**Dataset excerpt**
--- Begin ---
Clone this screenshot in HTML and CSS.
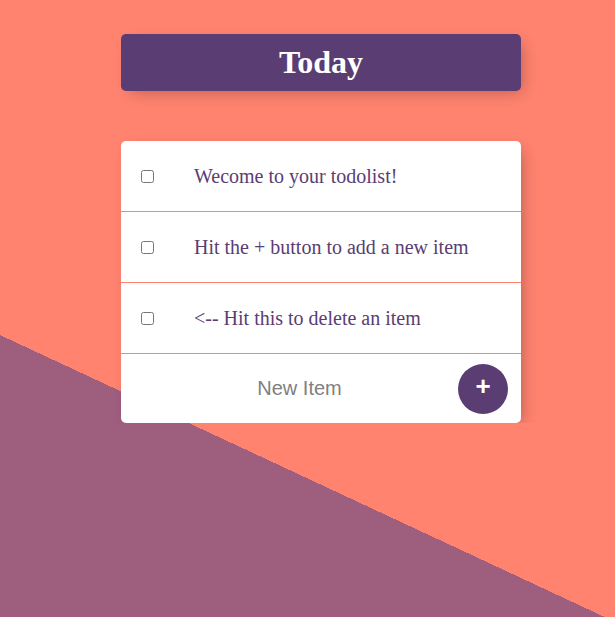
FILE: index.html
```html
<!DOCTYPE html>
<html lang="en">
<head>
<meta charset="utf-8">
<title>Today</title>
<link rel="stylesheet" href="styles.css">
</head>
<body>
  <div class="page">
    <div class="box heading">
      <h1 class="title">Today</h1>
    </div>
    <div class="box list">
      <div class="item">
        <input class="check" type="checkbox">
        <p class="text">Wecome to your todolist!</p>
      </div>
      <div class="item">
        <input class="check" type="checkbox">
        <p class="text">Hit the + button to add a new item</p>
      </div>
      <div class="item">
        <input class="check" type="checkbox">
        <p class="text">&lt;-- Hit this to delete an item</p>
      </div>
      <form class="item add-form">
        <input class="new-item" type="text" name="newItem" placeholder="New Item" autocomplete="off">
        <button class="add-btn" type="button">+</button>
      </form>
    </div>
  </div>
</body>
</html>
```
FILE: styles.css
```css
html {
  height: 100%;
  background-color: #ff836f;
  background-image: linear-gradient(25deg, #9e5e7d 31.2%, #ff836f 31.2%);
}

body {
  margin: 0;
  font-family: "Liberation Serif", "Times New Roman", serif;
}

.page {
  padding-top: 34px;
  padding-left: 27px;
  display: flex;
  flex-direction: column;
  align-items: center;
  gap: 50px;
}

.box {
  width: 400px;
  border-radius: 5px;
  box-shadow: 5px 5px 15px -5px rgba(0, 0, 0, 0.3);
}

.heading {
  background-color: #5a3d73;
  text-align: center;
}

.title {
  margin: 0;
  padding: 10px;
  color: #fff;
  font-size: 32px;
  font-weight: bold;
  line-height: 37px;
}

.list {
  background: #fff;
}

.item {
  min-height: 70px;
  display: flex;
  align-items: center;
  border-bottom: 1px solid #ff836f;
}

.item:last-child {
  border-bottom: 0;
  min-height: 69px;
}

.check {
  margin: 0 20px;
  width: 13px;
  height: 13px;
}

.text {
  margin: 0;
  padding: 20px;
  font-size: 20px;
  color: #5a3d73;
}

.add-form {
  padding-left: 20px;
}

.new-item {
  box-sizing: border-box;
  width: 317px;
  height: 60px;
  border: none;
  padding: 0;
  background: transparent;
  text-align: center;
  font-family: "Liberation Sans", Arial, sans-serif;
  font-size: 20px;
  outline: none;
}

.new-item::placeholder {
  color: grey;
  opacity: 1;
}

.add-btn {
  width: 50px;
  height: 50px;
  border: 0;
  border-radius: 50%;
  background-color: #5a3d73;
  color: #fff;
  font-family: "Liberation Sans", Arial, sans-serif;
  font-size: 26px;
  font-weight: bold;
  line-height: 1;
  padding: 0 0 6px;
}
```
--- End ---
**Given instruction**
Keep the pictures out of the copy and write out the data exactly as it stands.

**Solution to the problem**
Clone this screenshot in HTML and CSS.
FILE: index.html
```html
<!DOCTYPE html>
<html lang="en">
<head>
<meta charset="utf-8">
<title>Today</title>
<link rel="stylesheet" href="styles.css">
</head>
<body>
  <div class="page">
    <div class="box heading">
      <h1 class="title">Today</h1>
    </div>
    <div class="box list">
      <div class="item">
        <input class="check" type="checkbox">
        <p class="text">Wecome to your todolist!</p>
      </div>
      <div class="item">
        <input class="check" type="checkbox">
        <p class="text">Hit the + button to add a new item</p>
      </div>
      <div class="item">
        <input class="check" type="checkbox">
        <p class="text">&lt;-- Hit this to delete an item</p>
      </div>
      <form class="item add-form">
        <input class="new-item" type="text" name="newItem" placeholder="New Item" autocomplete="off">
        <button class="add-btn" type="button">+</button>
      </form>
    </div>
  </div>
</body>
</html>
```
FILE: styles.css
```css
html {
  height: 100%;
  background-color: #ff836f;
  background-image: linear-gradient(25deg, #9e5e7d 31.2%, #ff836f 31.2%);
}

body {
  margin: 0;
  font-family: "Liberation Serif", "Times New Roman", serif;
}

.page {
  padding-top: 34px;
  padding-left: 27px;
  display: flex;
  flex-direction: column;
  align-items: center;
  gap: 50px;
}

.box {
  width: 400px;
  border-radius: 5px;
  box-shadow: 5px 5px 15px -5px rgba(0, 0, 0, 0.3);
}

.heading {
  background-color: #5a3d73;
  text-align: center;
}

.title {
  margin: 0;
  padding: 10px;
  color: #fff;
  font-size: 32px;
  font-weight: bold;
  line-height: 37px;
}

.list {
  background: #fff;
}

.item {
  min-height: 70px;
  display: flex;
  align-items: center;
  border-bottom: 1px solid #ff836f;
}

.item:last-child {
  border-bottom: 0;
  min-height: 69px;
}

.check {
  margin: 0 20px;
  width: 13px;
  height: 13px;
}

.text {
  margin: 0;
  padding: 20px;
  font-size: 20px;
  color: #5a3d73;
}

.add-form {
  padding-left: 20px;
}

.new-item {
  box-sizing: border-box;
  width: 317px;
  height: 60px;
  border: none;
  padding: 0;
  background: transparent;
  text-align: center;
  font-family: "Liberation Sans", Arial, sans-serif;
  font-size: 20px;
  outline: none;
}

.new-item::placeholder {
  color: grey;
  opacity: 1;
}

.add-btn {
  width: 50px;
  height: 50px;
  border: 0;
  border-radius: 50%;
  background-color: #5a3d73;
  color: #fff;
  font-family: "Liberation Sans", Arial, sans-serif;
  font-size: 26px;
  font-weight: bold;
  line-height: 1;
  padding: 0 0 6px;
}
```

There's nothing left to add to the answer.